The majority-Republican House and Senate called themselves into the 30-day special session June 1. It was only the second time in state history that lawmakers set their own agenda for a special session, rather than letting a governor dictate the plans.
The agenda was crafted in heavy consultation with business lobbying groups, and featured several tax break expansions and civil legal system measures those organizations have sought for years.
GOP lawmakers said businesses need state help to recover from closures and operation restrictions ordered by the Democratic governor to respond to the pandemic.
“Our economy is based on private businesses in our state,” said Sen. Barrow Peacock, a Shreveport Republican, during debate Monday on a tax break bill. He added: “It’s employment that we’re trying to encourage here.”
Democrats have pushed back on giving out millions of dollars in tax breaks, saying the approach is unfocused, won’t specifically help virus-impacted businesses and could worsen state budget problems caused by the outbreak.
“You’re asking to go back into a deficit in an already uncertain time,” said Sen. Katrina Jackson, a Monroe Democrat.
In response to the tax break expansions, House Democrats successfully carved out a small slice of federal coronavirus aid to give thousands of grocery store workers, janitors, nursing home employees, bus drivers, EMS workers, sanitation workers and health care employees a one-time $250 payment. That’s the equivalent of a week’s worth of state unemployment.
The money would be doled out on a first-come, first-served basis to as many as 200,000 people who apply and meet the criteria. They can earn no more than $50,000 a year and had to report to a job outside of their home for at least 200 hours from March 22 through May 14. They also have to hold one of the long list of jobs considered “essential critical infrastructure,” under the bill.

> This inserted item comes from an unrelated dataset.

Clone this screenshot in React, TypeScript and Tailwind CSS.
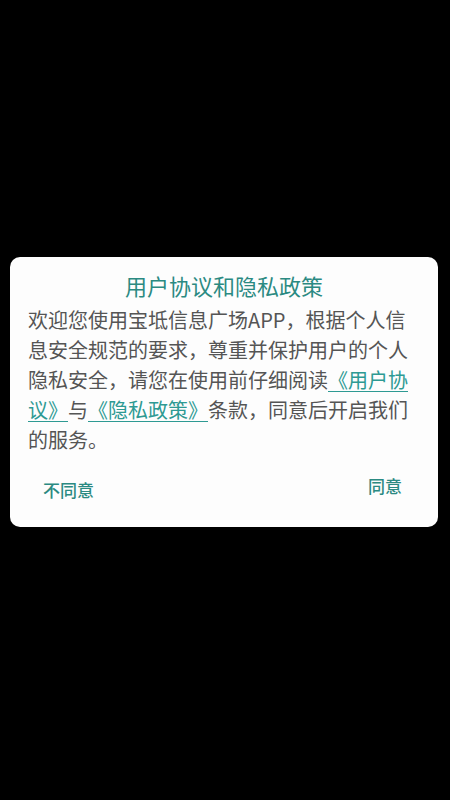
export default function App() {
  const font = { fontFamily: '"Noto Sans CJK SC", "Noto Sans", sans-serif' };
  return (
    <div className="h-[800px] w-[450px] bg-black pt-[257px] pl-[10px]" style={font}>
      <div className="w-[428px] h-[270px] bg-[#fdfdfd] rounded-[10px] flex flex-col">
        <div className="pt-[13px] text-center text-[22px] leading-[30px] text-[#2b8a82]">
          用户协议和隐私政策
        </div>
        <div className="mt-[5px] pl-[18px] w-[410px] text-[20px] leading-[30px] text-[#555555] whitespace-nowrap">
          欢迎您使用宝坻信息广场APP，根据个人信
          <br />
          息安全规范的要求，尊重并保护用户的个人
          <br />
          隐私安全，请您在使用前仔细阅读
          <span className="text-[#2e9a93] underline underline-offset-[3px] decoration-1">《用户协</span>
          <br />
          <span className="text-[#2e9a93] underline underline-offset-[3px] decoration-1">议》</span>
          与
          <span className="text-[#2e9a93] underline underline-offset-[3px] decoration-1">《隐私政策》</span>
          条款，同意后开启我们
          <br />
          的服务。
        </div>
        <div className="mt-[23px] flex justify-between pl-[33px] pr-[36px] text-[17px] leading-[24px] font-medium text-[#2b8a82]">
          <span>不同意</span>
          <span className="-mt-[4px]">同意</span>
        </div>
      </div>
    </div>
  );
}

Nearing final passage is a measure aimed at giving schools protections from virus-related lawsuits as they prepare to reopen in August.
The proposal by Republican Rep. Buddy Mincey, a former Livingston Parish School Board member, would keep people exposed to COVID-19 at a school or school facility from being able to sue for damages unless they can prove the high legal standard of “grossly negligent or wanton or reckless misconduct.”
The protections would be given to public and private K-12 schools; charter schools; and public and private colleges and universities.
The bill is retroactive to March 11. While Mincey sought to apply the legislation to any declared state emergency for an infectious disease, senators limited it to COVID-19. Mincey refused to agree to the changes, so negotiations continue on a final version of the proposal.